Tuesday, 14 July 2015

The Criminal Legal Aid Protocol and a Moral Quandary

It is unlikely to come as a surprise to readers of this blog that there is at present a ‘boycott’, by many firms who do criminal legal aid work, of work done at new legal aid rates. The background to this action, which will be referred to as the protocol in this article, is that on 01/07/15, new rates of pay began for criminal legal aid work. The new rates constitute an 8.75% cut from the previous rates, which themselves were 8.75% lower than the rates before that. Prior to these two cuts, the criminal legal aid payment rates had not increased for twenty years.

Many criminal legal aid firms have made a calculation that they will not or cannot work at the new rates: some feel that it is simply not possible adequately to represent their clients when the payment is so minimal.

It is hard to assess the number of firms participating and the number of firms refusing to participate in the protocol; however, it is clear that many firms are participating whole-heartedly. The magnitude of this participation should not be underestimated. Criminal legal aid firms do not, in general, operate with a significant profit margin or with large reserves of money which might constitute a ‘fighting fund’. Therefore, the financial risks to many firms of this protocol, now 14 days old, is very considerable. It is a reflection of how strongly many firms feel about the new legal aid rates that they are willing to participate in the protocol which may, for some firms, have very severe financial consequences.

The protocol is not without its moral concerns. Some struggle with the idea of leaving clients in the police station to be represented by the duty solicitor, some of whom may be vulnerable or who may have been clients of the firm for many years; many struggle with leaving defendants unrepresented in court.

But on the other side, some firms have in fact seized this protocol as an opportunity to grow their business. There are reports and rumours from many courts across the country: not only are some firms continuing to represent their own clients – which is disappointing to those firms who are participating, but is entirely within the rights of the participating firms – but they are attempting to ‘poach’ unrepresented defendants who would, but for their firm participating in the protocol, be represented by someone else.

Not only is this unethical and morally questionable, it also, in many cases, may be contrary to the SRA Solicitors’ Code of Conduct. In particular, outcome 8.3: ‘you do not make unsolicited approaches in person or by telephone to members of the public in order to publicise your firm or in-house practice or another business’.

While it is easy to understand why a firm would refuse to participate in such an action – as every firm will no doubt feel the financial pain of such a decision, and some may consider that the possible outcome of the action would not justify the financial pain of the protocol itself – it is much more difficult to understand how some firms are actively trying to profit at such a moment, by taking other firms’ clients.

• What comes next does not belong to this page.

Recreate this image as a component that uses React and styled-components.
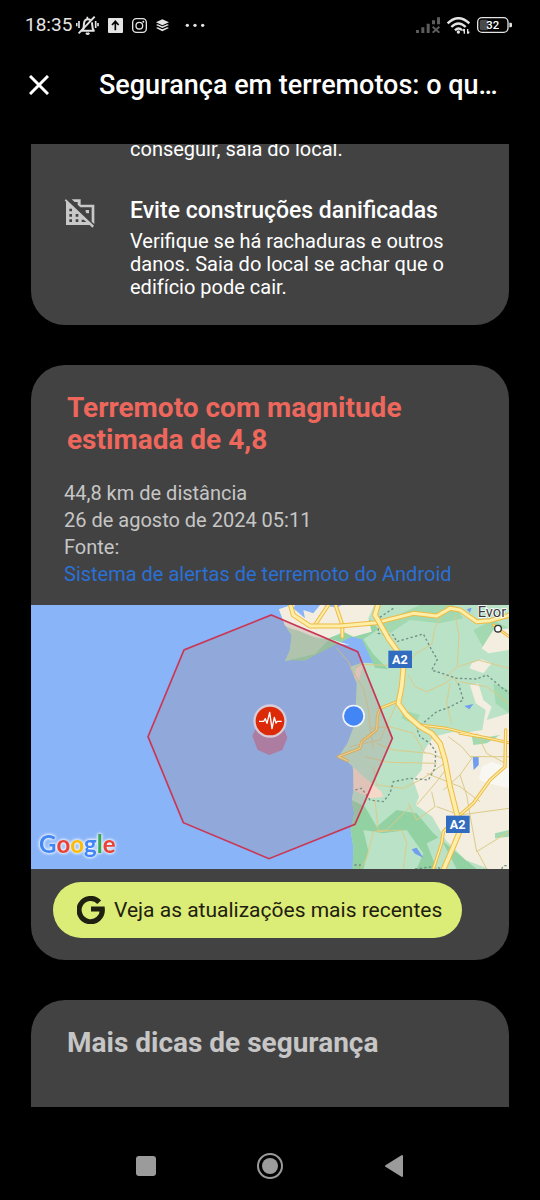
// --------------------------------------------------
//   Import
// --------------------------------------------------

import React from 'react';
import styled, { createGlobalStyle } from 'styled-components';



// --------------------------------------------------
//   Styled Components: Page
// --------------------------------------------------

const GlobalStyle = createGlobalStyle`
  * {
    box-sizing: border-box;
  }
  
  body {
    margin: 0;
    background: #000;
    color: #fff;
    font-family: Roboto, "Liberation Sans", sans-serif;
  }
`;

const Screen = styled.div`
  display: flex;
  flex-flow: column nowrap;
  min-height: 100vh;
`;

const IconButton = styled.button`
  display: flex;
  align-items: center;
  justify-content: center;
  width: ${props => props.$size}px;
  height: ${props => props.$size}px;
  margin: 0;
  padding: 0;
  border: 0;
  background: none;
  color: inherit;
  cursor: pointer;
`;


// --------------------------------------------------
//   Styled Components: Status Bar
// --------------------------------------------------

const StatusBar = styled.div`
  display: flex;
  align-items: center;
  justify-content: space-between;
  height: 50px;
  padding: 0 28px 0 25px;
  color: #e4e4e4;
`;

const StatusGroup = styled.div`
  display: flex;
  align-items: center;
  gap: ${props => props.$gap}px;
`;

const Clock = styled.span`
  font-size: 19px;
  line-height: 24px;
`;


// --------------------------------------------------
//   Styled Components: App Bar
// --------------------------------------------------

const AppBar = styled.header`
  display: flex;
  align-items: center;
  gap: 50px;
  height: 70px;
  padding: 0 28px;
`;

const Title = styled.h1`
  flex: 1;
  margin: 0;
  overflow: hidden;
  font-size: 27px;
  font-weight: 500;
  line-height: 36px;
  white-space: nowrap;
`;


// --------------------------------------------------
//   Styled Components: Cards
// --------------------------------------------------

const Content = styled.main`
  display: flex;
  flex: 1;
  flex-flow: column nowrap;
  gap: 40px;
  margin-top: 24px;
  padding: 0 31px;
  overflow: hidden;
`;

const Card = styled.section`
  flex: ${props => (props.$grow ? '1 0 auto' : '0 0 auto')};
  overflow: hidden;
  border-radius: ${props => props.$radius};
  background: #424242;
`;

const TipList = styled.div`
  display: flex;
  flex-flow: column nowrap;
  gap: 36px;
  margin-top: -6px;
  padding: 0 32px 26px 33px;
`;

const Tip = styled.div`
  display: grid;
  grid-template-columns: 32px 1fr;
  gap: 34px;
  color: #c8c8c8;
`;

const TipBody = styled.div`
  grid-column: 2;
  color: #fff;
`;

const TipTitle = styled.h2`
  margin: 0 0 5px;
  font-size: 23px;
  font-weight: 500;
  line-height: 28px;
`;

const TipText = styled.p`
  margin: 0;
  font-size: 20px;
  line-height: 23px;
`;

const CardTitle = styled.h2`
  margin: 0;
  padding: 27px 36px 0;
  font-size: 28px;
  font-weight: 700;
  line-height: 32px;
  color: ${props => props.$color};
`;

const Details = styled.div`
  display: flex;
  flex-flow: column nowrap;
  align-items: flex-start;
  padding: 24px 33px 17px;
  font-size: 20px;
  line-height: 27px;
  color: #c6c6c6;
`;

const SourceLink = styled.a`
  color: #2a70d6;
  text-decoration: none;
`;

const UpdatesButton = styled.button`
  display: flex;
  align-items: center;
  gap: 9px;
  height: 56px;
  margin: 13px 22px 22px;
  padding: 0 20px 0 24px;
  border: 0;
  border-radius: 28px;
  background: #dbed76;
  color: #1f2010;
  font-family: inherit;
  font-size: 21px;
  line-height: 28px;
  cursor: pointer;
`;


// --------------------------------------------------
//   Styled Components: Map
// --------------------------------------------------

const MapSvg = styled.svg`
  display: block;
  width: 100%;
  height: auto;
  
  .border { fill: none; stroke: #6f8f84; stroke-width: 4; stroke-dasharray: 7 7; }
  .minor { fill: none; stroke: #dccb88; stroke-width: 3; stroke-linejoin: round; }
  .edge { fill: none; stroke: #eebb45; stroke-linejoin: round; stroke-linecap: round; }
  .road { fill: none; stroke: #ffeea8; stroke-linejoin: round; stroke-linecap: round; }
  .shield { fill: #326cc0; }
  .shieldText { fill: #fff; font-size: 38px; font-weight: 700; text-anchor: middle; }
  .city { fill: #3b3b3b; stroke: #fff; stroke-width: 5; paint-order: stroke; font-size: 44px; }
  .logo {
    font-family: Lato, sans-serif;
    font-size: 72px;
    font-weight: 700;
    filter: drop-shadow(0 0 4px #fff) drop-shadow(0 0 4px #e3edfc);
  }
`;


// --------------------------------------------------
//   Styled Components: Navigation
// --------------------------------------------------

const NavBar = styled.nav`
  display: flex;
  justify-content: center;
  gap: 96px;
  padding: 45px 0 20px;
  color: #9b9b9b;
`;



// --------------------------------------------------
//   Icons
// --------------------------------------------------

const IconMuted = () => (
  <svg width="23" height="20" viewBox="0 0 69 60" fill="none" stroke="currentColor" strokeWidth="6">
    <path d="M16 47h40M20 46c4-6 3-13 4-21 1-8 6-12 12-12 3 0 6 1 8 3M48 22c1 10 0 18 5 24" />
    <path d="M30 54q5 5 10 0" />
    <path d="M34 12V5M9 18v21M2 24v10M59 18v21M66 24v10" strokeWidth="5" />
    <path d="M8 55L56 5" />
  </svg>
);

const IconUpload = () => (
  <svg width="15" height="15" viewBox="0 0 45 45">
    <rect width="45" height="45" rx="3" fill="currentColor" />
    <path d="M22 37V12M12 21l10-11 10 11" fill="none" stroke="#000" strokeWidth="5" />
  </svg>
);

const IconCamera = () => (
  <svg width="15" height="15" viewBox="0 0 45 45" fill="none" stroke="currentColor" strokeWidth="4">
    <rect x="2" y="2" width="41" height="41" rx="11" />
    <circle cx="22" cy="23" r="10" />
    <circle cx="34" cy="11" r="3" fill="currentColor" stroke="none" />
  </svg>
);

const IconLayers = () => (
  <svg width="13" height="13" viewBox="0 0 39 39" fill="currentColor">
    <path d="M19 1l20 9-20 9L0 10z" />
    <path d="M0 18l5-2 14 6 15-6 5 2-20 9z" />
    <path d="M0 27l5-2 14 6 15-6 5 2-20 10z" />
  </svg>
);

const IconMore = () => (
  <svg width="28" height="5" viewBox="-20 0 84 15" fill="currentColor">
    <circle cx="8" cy="7" r="5" />
    <circle cx="31" cy="7" r="5" />
    <circle cx="54" cy="7" r="5" />
  </svg>
);

const IconSignal = () => (
  <svg width="24" height="16" viewBox="0 0 72 48" fill="#5c5c5c">
    <path d="M0 39h9v9H0zM16 31h9v17h-9zM32 20h9v28h-9zM48 10h9v12h-9zM63 1h9v21h-9z" />
    <path d="M50 29l20 18M70 29L50 47" fill="none" stroke="#5c5c5c" strokeWidth="6" />
  </svg>
);

const IconWifi = () => (
  <svg width="23" height="17" viewBox="0 0 69 51" fill="none" stroke="currentColor" strokeWidth="7">
    <path d="M2 19q32-31 65 0M13 30q21-21 43 0M24 40q11-11 21 0" />
    <circle cx="34" cy="45" r="5" fill="currentColor" stroke="none" />
    <path d="M52 36v14M47 42l5-6M62 36v14M62 50l5-6" strokeWidth="4" />
  </svg>
);

const IconBattery = () => (
  <svg width="35" height="16" viewBox="0 0 105 48">
    <rect x="2" y="2" width="91" height="44" rx="13" fill="none" stroke="currentColor" strokeWidth="4" />
    <rect x="8" y="8" width="26" height="32" rx="6" fill="#4a4a4a" />
    <path d="M97 17h4q4 0 4 4v6q0 4-4 4h-4z" fill="currentColor" />
    <text x="47" y="36" fill="#fff" fontSize="34" fontWeight="500" textAnchor="middle">32</text>
  </svg>
);

const IconClose = () => (
  <svg width="20" height="20" viewBox="0 0 20 20" fill="none" stroke="currentColor" strokeWidth="3">
    <path d="M1 1l18 18M19 1L1 19" />
  </svg>
);

const IconBuilding = () => (
  <svg width="32" height="32" viewBox="-3 -4 96 96">
    <path d="M3 3l84 79-5 6-8-8H3V10L-1 6z" fill="currentColor" />
    <path d="M20 3h27v16h41v58l-8-7V27H46l-8-8v-8h-9z" fill="currentColor" />
    <path d="M62 35h10v10h-7l-3-3z" fill="currentColor" />
    <path d="M13 31h8v8h-8zM13 47h8v8h-8zM13 63h8v8h-8zM32 47h8v8h-8zM32 63h8v8h-8zM50 64h6l8 7H50z" fill="#424242" />
  </svg>
);

const IconG = () => (
  <svg width="28" height="28" viewBox="0 0 82 82" fill="none" stroke="currentColor" strokeWidth="15">
    <path d="M65 18A34 34 0 1 0 74 38H41" />
  </svg>
);



// --------------------------------------------------
//   Map
// --------------------------------------------------

const minorRoads = [
  'M230 145l35 40 20 40 25 40 15 60 5 60',
  'M285 205l20-12 130 5 30-35 50-30 10-50 40-70',
  'M585 45l12 60-5 95-40 35M595 200l60-20 92 25',
  'M445 225l20 35 35 15 55-25 25-20 15 25M570 250l-10 60 15 60',
  'M600 245l80 15 67 50M410 310l-50 110-90 20',
  'M330 385l60-5 70 20 35 60M340 445l-10-60M315 470l70 17 145 3',
  'M350 430l50 20 110 10 50 20M340 500l10 55 80 10 60-30 70-50',
  'M500 520l100 40 60 45M470 615l60-70 30-40',
  'M445 610l25 50 55-40-10-45M450 620l-70 70-40 5-20 80-20 32',
  'M345 600l10 95 70-5 15 40-10 77M530 620l70 25 147-20',
  'M565 410l40 30 30 35-35 50-50 45M600 525l20 60 10 60 20 110 97-60',
  'M650 750l30 57M630 470h117M650 400l30 60 57 30',
];

const borders = [
  'M400 25l-45 30v45l45 5 10 20 80-23 25 48 17 28-17 32 75 25 60 2 30-12 67 55',
  'M595 250l15 50-50 25-30 10-30 25-30 25 10 25 30 20 17 25-2 50-20 35-55-5-50 10-10 35-20 25-40-5-25-35-20 5',
  'M283 795h17v12M465 807l60-8 20 8M725 807l5-10h17',
];

const mainRoads = [
  { d: 'M165 75L205 15M247 110l0-35L225 10', width: 12 },
  { d: 'M90 10l10 35 50 33h90l110-10 110-28 70 8 40-23 30 5 50 35 40-3 60-17', width: 15 },
  { d: 'M410 305l-50 20-8 25-2 40-45 35-5 20-65 25 27 12', width: 9 },
  { d: 'M480 375l80 10 80 20 107 23M600 400l60 10M700 75l47 35', width: 9 },
  { d: 'M600 645l40-35 50-70 45-40 2-110M595 650l-45 45-5 35-25 77', width: 10 },
  { d: 'M355 10l-10 35 20 35 20 35 25 35 20 55-5 55-10 50 25 35 40 35 35 20 25 30 15 50 15 80 20 80 15 40-25 60-30 70', width: 17 },
];

const EarthquakeMap = () => (
  <MapSvg viewBox="0 0 1434 792" role="img" aria-label="Mapa do terremoto">
    <rect width="1434" height="792" fill="#89b4f8" />
    
    <g transform="translate(687 -15)">
      {/* Land */}
      <path fill="#bae2c7" d="M57 28L110 10H760V815H278L280 740 272 690 283 640 275 600 282 560 278 500 262 485 235 470 262 430 285 370 290 250 270 200 305 188 345 190 325 155 310 118 285 108 240 115 190 142 150 170 75 183 90 150 95 105 75 75z" />
      <path fill="#94d3a6" d="M225 108l60-20 45-30 25 30-45 30 30 45 45 45-40-5-20-45-20-40-30-8-60 30-80 42-60-2 50-40z" />
      <path fill="#a2d9b1" d="M480 15h100l30 40-70 15-90-10-60 40-30-30zM640 90l60-30 47 25v60l-70 10zM430 330l50 15-15 30-40-20zM700 250l47 20v70l-40-30z" />
      <path fill="#92d1a2" d="M275 600l40 20 35 60 60-50 60 10 50 60 60 50 70 57H278l2-67-8-50 11-50z" />
      <path fill="#bae2c7" d="M310 690l60 10 70-10 50 70-20 47H310l15-55zM500 730l40-20 50 97h-60z" />
      <path fill="#f3eedf" d="M57 28l53-18h235l-20 45 10 40-55 15-30-15-50 22-60-10-65-30z" />
      <path fill="#89b4f8" d="M105 15h75l-20 25-30-10 5 25-35-30zM190 15h55l-15 8z" />
      <path fill="#b5dcb9" d="M80 85l30 5 60 25 35 5-40 42-90 21 15-33 5-45z" />
      <path fill="#f1f1ee" d="M160 100l60 20 50 15-30-3z" />
      <path fill="#f3eedf" d="M490 455l30-45 60-15 60 15 107 10v387h-60l-70-27-60-60-40-70-50-35 10-25-17-50 25-30z" />
      <path fill="#f3eedf" d="M747 85l-47 5-35 55 20 15 62-10zM635 190l30-12 30 12-25 30-42-15zM630 255l25-5 15 50 25 20-15 40 67-20v90l-60-10-80-20 60-10 10-60-30-20z" />
      <path fill="#f6d8c8" d="M290 200l20-8-15 55-12-15zM280 500l25 25 60 50 5 15-40 5-50-25z" />
      <path fill="#f9f7f1" d="M665 500l30-15 52 20v60l-60-15-30-10z" />
      <path fill="#a2d9b1" d="M635 405l55 5 30-5-40 25-40 5zM705 700l42-10v20l-42 5z" />
      <path fill="#6f9df0" d="M638 470h18v25l-15 15zM455 748l15-5 20 30-25-12zM613 318l27-6-12 16zM620 28l15-5-5 15z" />
      
      {/* Roads */}
      {minorRoads.map(d => <path key={d} className="minor" d={d} />)}
      {borders.map(d => <path key={d} className="border" d={d} />)}
      {mainRoads.map(({ d, width }) => (
        <React.Fragment key={d}>
          <path className="edge" d={d} strokeWidth={width} />
          <path className="road" d={d} strokeWidth={width - 6} />
        </React.Fragment>
      ))}
      
      {/* Labels */}
      <rect className="shield" x="385" y="152" width="71" height="52" />
      <text className="shieldText" x="420" y="191">A2</text>
      <rect className="shield" x="558" y="647" width="71" height="52" />
      <text className="shieldText" x="593" y="686">A2</text>
      <text className="city" x="653" y="51">Evor</text>
      <circle cx="714" cy="86" r="10" fill="#fff" stroke="#333" strokeWidth="4" />
    </g>
    
    {/* Affected area */}
    <path d="M721 30L980 140 1084 400 972 658 714 761 457 653 351 395 459 135z" fill="#a4878e" fillOpacity="0.28" stroke="#c93755" strokeWidth="5" />
    <path d="M717 345l38 15 14 38-15 37-39 15-35-15-16-42 15-33z" fill="#b56f8c" fillOpacity="0.75" />
    
    {/* Epicenter */}
    <circle cx="717" cy="348" r="50" fill="#d9ccd9" />
    <circle cx="717" cy="348" r="43" fill="#dc2a08" />
    <path d="M684 349h14l5-8 5 14 8-33 7 49 7-34 5 17 4-5h13" fill="none" stroke="#fff" strokeWidth="4" strokeLinejoin="round" />
    
    {/* User location */}
    <circle cx="968" cy="333" r="34" fill="#f1f4fb" />
    <circle cx="968" cy="333" r="29" fill="#4285f4" />
    
    <text className="logo" x="24" y="743">
      <tspan fill="#4285f4">G</tspan>
      <tspan fill="#ea4335">o</tspan>
      <tspan fill="#fbbc05">o</tspan>
      <tspan fill="#4285f4">g</tspan>
      <tspan fill="#34a853">l</tspan>
      <tspan fill="#ea4335">e</tspan>
    </text>
  </MapSvg>
);



// --------------------------------------------------
//   App
// --------------------------------------------------

export default function App() {
  return (
    <React.Fragment>
      <GlobalStyle />
      
      <Screen>
        <StatusBar>
          <StatusGroup $gap={9}>
            <StatusGroup $gap={4}>
              <Clock>18:35</Clock>
              <IconMuted />
            </StatusGroup>
            <IconUpload />
            <IconCamera />
            <IconLayers />
            <IconMore />
          </StatusGroup>
          
          <StatusGroup $gap={7}>
            <IconSignal />
            <IconWifi />
            <IconBattery />
          </StatusGroup>
        </StatusBar>
        
        <AppBar>
          <IconButton $size={21} aria-label="Fechar"><IconClose /></IconButton>
          <Title>Segurança em terremotos: o qu…</Title>
        </AppBar>
        
        <Content>
          <Card $radius="0 0 34px 34px">
            <TipList>
              <Tip>
                <TipBody>
                  <TipText>conseguir, saia do local.</TipText>
                </TipBody>
              </Tip>
              
              <Tip>
                <IconBuilding />
                <TipBody>
                  <TipTitle>Evite construções danificadas</TipTitle>
                  <TipText>
                    Verifique se há rachaduras e outros danos. Saia do local se achar que o edifício pode cair.
                  </TipText>
                </TipBody>
              </Tip>
            </TipList>
          </Card>
          
          <Card $radius="34px">
            <CardTitle $color="#ee675c">Terremoto com magnitude estimada de 4,8</CardTitle>
            <Details>
              <span>44,8 km de distância</span>
              <span>26 de agosto de 2024 05:11</span>
              <span>Fonte:</span>
              <SourceLink href="#fonte">Sistema de alertas de terremoto do Android</SourceLink>
            </Details>
            <EarthquakeMap />
            <UpdatesButton>
              <IconG />
              Veja as atualizações mais recentes
            </UpdatesButton>
          </Card>
          
          <Card $radius="34px 34px 0 0" $grow>
            <CardTitle $color="#c6c6c6">Mais dicas de segurança</CardTitle>
          </Card>
        </Content>
        
        <NavBar>
          <IconButton $size={28} aria-label="Recentes">
            <svg width="20" height="20" viewBox="0 0 20 20">
              <rect width="20" height="20" rx="3" fill="currentColor" />
            </svg>
          </IconButton>
          <IconButton $size={28} aria-label="Início">
            <svg width="28" height="28" viewBox="0 0 28 28">
              <circle cx="14" cy="14" r="12" fill="none" stroke="currentColor" strokeWidth="2" />
              <circle cx="14" cy="14" r="8" fill="currentColor" />
            </svg>
          </IconButton>
          <IconButton $size={28} aria-label="Voltar">
            <svg width="20" height="24" viewBox="0 0 20 24">
              <path d="M18 2v20L2 12z" fill="currentColor" stroke="currentColor" strokeWidth="2" strokeLinejoin="round" />
            </svg>
          </IconButton>
        </NavBar>
      </Screen>
    </React.Fragment>
  );
}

Whatever the outcome of the protocol, however, it has undoubtedly already had positive impacts. It has brought much of the profession closer together, and indeed united much of the criminal Bar with criminal solicitors; and the firms have sent a strong signal to the public and to the Ministry of Justice that the importance of access to justice cannot be ignored. The firms who have participated and who continue to do so should be saluted for that.


The views expressed do not necessarily reflect those of the firm or its partners.